Schopenhauer believed he had the definitive answer to the metaphysical questions that had plagued thinkers since philosophy began. Using his critique of Kant to batter down the ordinary view of time, space and cause and effect, he offered a different vision of the world – one in which there are no separate things at all, in which plurality and difference do not exist, and there is only the ceaseless striving he calls Will.

This is an arresting picture, but we need not take it as the ultimate truth about the nature of things. Instead we may take it as a metaphor for a truth about ourselves. We like to think reason guides our lives, but reason itself is only – as Schopenhauer puts it, echoing Hume – the hard-pressed servant of the will. Our intellects are not impartial observers of the world but active participants in it. They shape a view of it that helps us in our struggles. Among the imaginary constructions created by the intellect working in the service of the will, perhaps the most delusive is the view it gives us of ourselves – as continuing, unified individuals.

Kant tried to protect our most cherished notions – above all our ideas of personal identity, free will and moral autonomy – from the solvent of sceptical doubt. Putting them to the acid test of actual experience, Schopenhauer showed that they melt way. In doing so he destroyed Kant’s philosophy, and with it the idea of the human subject that underpins both Christianity and humanism.”

The Cult of Personality

John Gray writes:

“If humanists are to be believed, the Earth – with its vast wealth of ecosystems and life forms – had no value until humans came onto the scene. Value is only a shadow cast by humans desiring or choosing. Only persons have any kind of intrinsic worth. Among Christians the cult of personhood may be forgiven. For them, everything of value in the world emanates from a divine person, in whose image humans are made. But once we have relinquished Christianity the very idea of the person becomes suspect.

A person is someone who believes that she authors her own life through her choices. That is not the way most humans have ever lived. Nor is it how many of those with the best lives have seen themselves. Did the protagonists in the Odyssey or the Bhagavad-Gita think of themselves as persons? Did the characters in The Canterbury Tales? Are we to believe that bushido warriors in Edo Japan, princes and minstrels in medieval Europe, Renaissance courtesans and Mongol nomads were lacking because their lives failed to square with a modern ideal of personal autonomy?

Being a person is not the essence of humanity, only – as the word’s history suggests – one of its masks. Persons are only humans who have donned the mask that has been handed down in Europe over the past few generations, and taken it for their face.”

John Gray’s book is aphoristic:

  • Plato’s legacy to European thought was a trio of capital letters – the Good, the Beautiful and the True. Wars have been fought and tyrannies established, cultures have been ravaged and peoples exterminated, in the service of these abstractions. Europe owes much of its murderous history to errors of thinking engendered by the alphabet.
  • The life of the mind is like that of the body.

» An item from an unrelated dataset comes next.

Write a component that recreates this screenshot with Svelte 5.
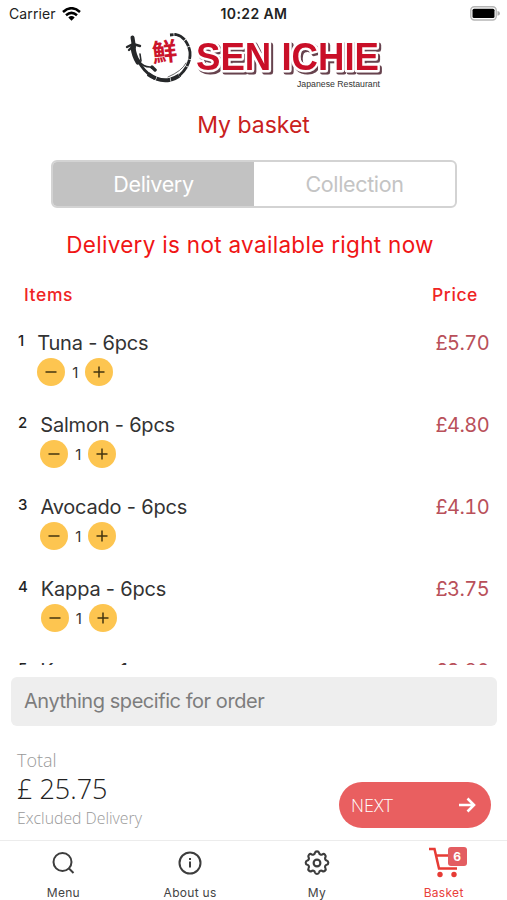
<script>
	let mode = "Delivery";
	let note = "";
	let items = [
		{ id: 1, name: "Tuna - 6pcs", price: "5.70", qty: 1 },
		{ id: 2, name: "Salmon - 6pcs", price: "4.80", qty: 1 },
		{ id: 3, name: "Avocado - 6pcs", price: "4.10", qty: 1 },
		{ id: 4, name: "Kappa - 6pcs", price: "3.75", qty: 1 },
		{ id: 5, name: "Kappa - 1pcs", price: "3.80", qty: 1 },
	];
	let tabs = ["Menu", "About us", "My", "Basket"];
	let active = "Basket";

	function change(item, step) {
		item.qty = Math.max(0, item.qty + step);
		items = items;
	}
</script>

<div class="screen">
	<div class="status">
		<div class="carrier">
			<span>Carrier</span>
			<svg width="19" height="14" viewBox="0 0 19 14">
				<g fill="none" stroke="#000" stroke-width="2.5">
					<path d="M1 5Q9.500-2.600 18 5" />
					<path d="M4 8.300Q9.500 3.400 15 8.300" />
				</g>
				<path d="M6.300 10.400Q9.500 7.700 12.700 10.400L9.500 13.700Z" />
			</svg>
		</div>
		<b>10:22 AM</b>
		<svg class="battery" width="31" height="15" viewBox="0 0 31 15">
			<rect x=".8" y=".8" width="25.400" height="13.200" rx="3.500" fill="#fff" stroke="#b5b5b5" stroke-width="1.400" />
			<rect x="2.500" y="2.700" width="22" height="9.400" rx="1.500" />
			<path d="M27.500 5Q30 5.500 30 7.400T27.500 9.800Z" fill="#aaa" />
		</svg>
	</div>

	<svg class="logo" width="264" height="64" viewBox="0 0 264 64">
		<g fill="none" stroke="#26282a" stroke-linecap="round" stroke-linejoin="round">
			<path d="M9 20Q10 29 14 35" stroke-width="5" />
			<path d="M8.500 10.500L10 20" stroke-width="4" />
			<path d="M3 20L9 17L16 19M9 19L5 23" stroke-width="2.400" />
			<path d="M14 33Q19 44 30 51" stroke-width="3" />
			<path d="M16 27L17 34M15 34Q19 40 26 40L32 43" stroke-width="1.600" />
			<path d="M28 40L31 43" stroke-width="3.200" />
			<path d="M24 47Q41 59 56 48" stroke-width="4" stroke-dasharray="9 .6 14 .6" stroke-linecap="butt" />
			<path d="M55 49Q67 38 66 25Q63 10 52 7.500L46 8" stroke-width="2.800" stroke-dasharray="12 .7 7 .7" stroke-linecap="butt" />
			<path d="M62 36Q58 44 44 50" stroke-width=".7" />
		</g>
		<text class="kanji" x="28" y="34" transform="rotate(-6 40 24)">鮮</text>
		<text class="brand" x="72" y="42.500" textLength="183" lengthAdjust="spacingAndGlyphs">SEN ICHIE</text>
		<text class="tagline" x="173" y="60" textLength="83" lengthAdjust="spacingAndGlyphs">Japanese Restaurant</text>
	</svg>

	<h1>My basket</h1>

	<div class="switch">
		{#each ["Delivery", "Collection"] as option}
			<button class:selected={mode === option} on:click={() => (mode = option)}>{option}</button>
		{/each}
	</div>

	<p class="warning">Delivery is not available right now</p>

	<div class="heads"><span>Items</span><span>Price</span></div>

	<ul>
		{#each items as item (item.id)}
			<li>
				<span class="num">{item.id}</span>
				<div class="info">
					<span class="name">{item.name}</span>
					<div class="qty">
						<button aria-label="Less" on:click={() => change(item, -1)}>
							<svg width="12" height="12" viewBox="0 0 12 12"><path d="M.5 6h11" /></svg>
						</button>
						<span>{item.qty}</span>
						<button aria-label="More" on:click={() => change(item, 1)}>
							<svg width="12" height="12" viewBox="0 0 12 12"><path d="M.5 6h11M6 .5v11" /></svg>
						</button>
					</div>
				</div>
				<span class="price">£{item.price}</span>
			</li>
		{/each}
	</ul>

	<input bind:value={note} placeholder="Anything specific for order" />

	<div class="checkout">
		<div class="total">
			<span>Total</span>
			<strong>£ 25.75</strong>
			<small>Excluded Delivery</small>
		</div>
		<button class="next">
			<span>NEXT</span>
			<svg width="18" height="16" viewBox="0 0 18 16"><path d="M1 8h15M9.500 1.500L16 8l-6.500 6.500" /></svg>
		</button>
	</div>

	<nav>
		{#each tabs as tab}
			<button class:active={active === tab} on:click={() => (active = tab)}>
				{#if tab === "Menu"}
					<svg width="26" height="26" viewBox="0 0 26 26"><circle cx="12.500" cy="12" r="9" /><path d="M18.500 18L23.500 23" /></svg>
				{:else if tab === "About us"}
					<svg width="26" height="26" viewBox="0 0 26 26"><circle cx="13" cy="13" r="10.500" /><path d="M13 11.500v6M13 8v2" /></svg>
				{:else if tab === "My"}
					<svg width="26" height="26" viewBox="1.600 1.900 20.800 20.800">
						<circle cx="12" cy="12.300" r="2.700" stroke-width="1.700" />
						<path stroke-width="1.700" d="M10.300 4.300c.5-1.800 2.900-1.800 3.400 0a1.700 1.700 0 0 0 2.600 1.100c1.500-1 3.300.8 2.400 2.400a1.700 1.700 0 0 0 1 2.500c1.800.5 1.800 2.900 0 3.400a1.700 1.700 0 0 0-1 2.600c.9 1.500-.9 3.300-2.400 2.400a1.700 1.700 0 0 0-2.600 1c-.5 1.800-2.900 1.800-3.400 0a1.700 1.700 0 0 0-2.600-1c-1.500.9-3.300-.9-2.400-2.400a1.700 1.700 0 0 0-1-2.600c-1.800-.5-1.800-2.900 0-3.400a1.700 1.700 0 0 0 1-2.500c-.9-1.600.9-3.400 2.400-2.400a1.700 1.700 0 0 0 2.600-1.100z" />
					</svg>
				{:else}
					<div class="cart">
						<svg width="32" height="32" viewBox="0 0 32 32">
							<path d="M1 3h5.500L11 22.500h18M8 9.500h19V17" />
							<circle class="wheel" cx="12" cy="28.500" r="2.700" />
							<circle class="wheel" cx="26" cy="28.500" r="2.700" />
						</svg>
						<i>6</i>
					</div>
				{/if}
				<span>{tab}</span>
			</button>
		{/each}
	</nav>
</div>

<style>
	:global(body) {
		background: #fff;
	}
	* {
		box-sizing: border-box;
	}
	button {
		border: none;
		padding: 0;
		background: none;
		font: inherit;
		color: inherit;
		cursor: pointer;
	}
	.screen {
		display: flex;
		flex-direction: column;
		width: 507px;
		height: 900px;
		overflow: hidden;
		background: #fff;
		color: #333;
		font-family: Inter, "Liberation Sans", sans-serif;
	}
	.status {
		display: grid;
		grid-template-columns: 1fr auto 1fr;
		align-items: center;
		height: 27px;
		padding: 0 6px 0 9px;
		color: #222;
		font-size: 14px;
		flex-shrink: 0;
	}
	.carrier {
		display: flex;
		align-items: center;
		gap: 6px;
		letter-spacing: 0.1px;
	}
	.status b {
		margin-right: 2px;
		font-weight: 600;
		letter-spacing: 0.4px;
	}
	.battery {
		justify-self: end;
	}
	.logo {
		display: block;
		flex-shrink: 0;
		margin: 0 0 0 124px;
	}
	.kanji {
		font: 700 25px "Noto Sans CJK JP", sans-serif;
		fill: #cb142b;
	}
	.brand {
		font: 700 38px "Liberation Sans", sans-serif;
		fill: #c90f28;
		stroke: #fff;
		stroke-width: 5px;
		stroke-linejoin: round;
		paint-order: stroke;
		filter: drop-shadow(2px 2.5px 0 #67434e);
	}
	.tagline {
		font: 8.5px "Liberation Sans", sans-serif;
		fill: #333;
	}
	h1 {
		margin: 19px 0 0;
		color: #c92020;
		font-size: 23px;
		font-weight: 400;
		line-height: 30px;
		text-align: center;
	}
	.switch {
		display: flex;
		flex-shrink: 0;
		width: 406px;
		height: 48px;
		margin: 20px 0 0 51px;
		overflow: hidden;
		border: 2px solid #d3d3d3;
		border-radius: 6px;
	}
	.switch button {
		flex: 1;
		color: #c4c4c4;
		font-size: 21.5px;
		letter-spacing: -0.35px;
	}
	.switch .selected {
		background: #c2c2c2;
		color: #fff;
	}
	.warning {
		margin: 22px 0 0;
		padding-right: 7px;
		color: #f01515;
		font-size: 22.5px;
		line-height: 30px;
		letter-spacing: 0.3px;
		text-align: center;
	}
	.heads {
		display: flex;
		justify-content: space-between;
		margin-top: 25px;
		padding: 0 29px 0 24px;
		color: #ef2424;
		font-size: 17.5px;
		font-weight: 500;
		line-height: 20px;
		letter-spacing: 0.6px;
	}
	ul {
		flex: 1;
		min-height: 0;
		margin: 12px 0 0;
		padding: 13px 18px 0 18px;
		overflow: hidden;
		list-style: none;
	}
	li {
		display: flex;
		height: 82px;
	}
	.num {
		margin-right: 13px;
		color: #222;
		font-size: 15px;
		font-weight: 500;
		line-height: 22px;
	}
	.info {
		flex: 1;
	}
	.name {
		display: block;
		font-size: 20px;
		line-height: 26px;
		letter-spacing: -0.2px;
	}
	.qty {
		display: flex;
		align-items: center;
		margin-top: 2px;
	}
	.qty button {
		display: flex;
		align-items: center;
		justify-content: center;
		width: 28px;
		height: 28px;
		border-radius: 50%;
		background: #fdc550;
	}
	.qty path {
		stroke: #43350f;
		stroke-width: 1.5;
	}
	.qty span {
		width: 20px;
		font-size: 15px;
		text-align: center;
	}
	.price {
		color: #b9505a;
		font-size: 20px;
		font-variant-numeric: tabular-nums;
		line-height: 26px;
		letter-spacing: -0.6px;
	}
	input {
		flex-shrink: 0;
		height: 49px;
		margin: 12px 10px 0 11px;
		padding: 0 13px 2px;
		border: none;
		border-radius: 6px;
		background: #eee;
		font: 20px Inter, sans-serif;
		letter-spacing: -0.45px;
	}
	input::placeholder {
		color: #7d7d7d;
		opacity: 1;
	}
	.checkout {
		display: flex;
		flex-shrink: 0;
		justify-content: space-between;
		height: 114px;
		padding: 22px 16px 0 17px;
		font-family: "Open Sans", sans-serif;
		font-weight: 300;
	}
	.total {
		display: flex;
		flex-direction: column;
		color: #999;
	}
	.total span {
		font-size: 18px;
		line-height: 25px;
	}
	.total strong {
		color: #222;
		font-size: 27px;
		font-weight: 300;
		line-height: 32px;
	}
	.total small {
		font-size: 15.8px;
		line-height: 27px;
	}
	.next {
		display: flex;
		align-items: center;
		justify-content: space-between;
		width: 152px;
		height: 46px;
		margin-top: 34px;
		padding: 0 15px 0 12px;
		border-radius: 23px;
		background: #e95f60;
		color: #fff;
		font-size: 18px;
	}
	.next path {
		fill: none;
		stroke: #fff;
		stroke-width: 2.6;
	}
	nav {
		display: grid;
		grid-template-columns: repeat(4, 1fr);
		flex-shrink: 0;
		height: 60px;
		border-top: 1px solid #ececec;
	}
	nav button {
		display: flex;
		flex-direction: column;
		align-items: center;
		padding-top: 9px;
		color: #444;
		font-size: 12px;
		letter-spacing: 0.3px;
	}
	nav svg {
		fill: none;
		stroke: #3d3d3d;
		stroke-width: 2;
	}
	nav span {
		margin-top: 9px;
		line-height: 16px;
	}
	nav .active {
		color: #e9403b;
	}
	.cart {
		position: relative;
		width: 32px;
		height: 26px;
	}
	.cart svg {
		display: block;
		margin-top: -4px;
		stroke: #e63b35;
		stroke-width: 2.5;
	}
	nav .wheel {
		fill: #e63b35;
		stroke: none;
	}
	.cart i {
		position: absolute;
		top: -3px;
		left: 20px;
		width: 19px;
		height: 19px;
		border-radius: 3px;
		background: #e35d61;
		color: #fff;
		font-size: 12px;
		font-style: normal;
		font-weight: 700;
		line-height: 19px;
		letter-spacing: 0;
		text-align: center;
	}
</style>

If it depended on conscious awareness or control it would fail entirely.
Further reading:

{ 1 comment… read it below or add one }

Alastair March 29, 2011 at 2:06 pm 1

Hello,
I’ve also been very interested to read John Gray’s “Straw Dogs” recently. (This comes at the end of a fairly circuitous journey through modern european philosophy starting with Kierkegaard). Straw Dogs is provocative. The notion of being “after” enlightenment, in its “wake”, is provocative. And it is very interesting (I’ve found) to trace some of Gray’s thinking through his engagement with Isaiah Berlin, particularly the latter’s contention of a human world of incommensurable values. (You may have read Gray’s short text on Berlin?)The main flavour of Straw Dogs, I found, was that after Darwin, man is (must be) seen as merely another species, with no special access to “truth”, either religious or philosophical. It’s what Simon Critchley has described as “passive nihilism”.

Well, I’ve just finished watching a youtube broadcast of Richard Feynman talking on the relationship between mathematics and physics. Feynman was very dismissive of philosophy and it is very refreshing and funny to see him illustrate the ways that philosophical preferences can bind individuals to “models” that may be unproductive in terms of generating advances in phyical theory. A couple of things made me connect Feynman to Gray. Firstly, Feynman stresses that there is no “method” for arriving at new physical theory. This agrees with the view of the Karl Popper, which has a Kantian origin, and Popper was a defender of Liberal society (like Berlin and Gray, though Gray is not “Popperian”). Secondly, Feynman concludes with a startling statement admonishing the non-mathematical side of CP Snow’s “two cultures”: “The horizons are limited which permit such people to imagine that the centre of the universe of interest is man” (implying that an appreciation of the mathematical character of physical law would counteract this).

..I think Feynman meant to say “..centre of interest in the universe is man”, but the thing which struck me was that this statement would fit into Gray’s “Straw Dogs”, indeed could be uttered by Gray, even though it is precisely the placing of man at the centre of the universe that happens in Kant’s philosophy, which subtends both Popper’s philosophy of science and Berlin’s reaction to Romanticism (and against utopianism).

I wonder if Feynman could have been drawn into philosophy if his concluding statement and his earlier statement (about absence of method) could have been shown to him to be connected with Kant’s “Copernican revolution”? (Probably not.) Or whether showing this connection would have persuaded Feynman (as I feel persuaded) that a philosophy of science like that of Popper could be valuable (something worth stating and meaningful) and at the same time link science with politics – i.e. the “humanities” side of CP Snow’s divide?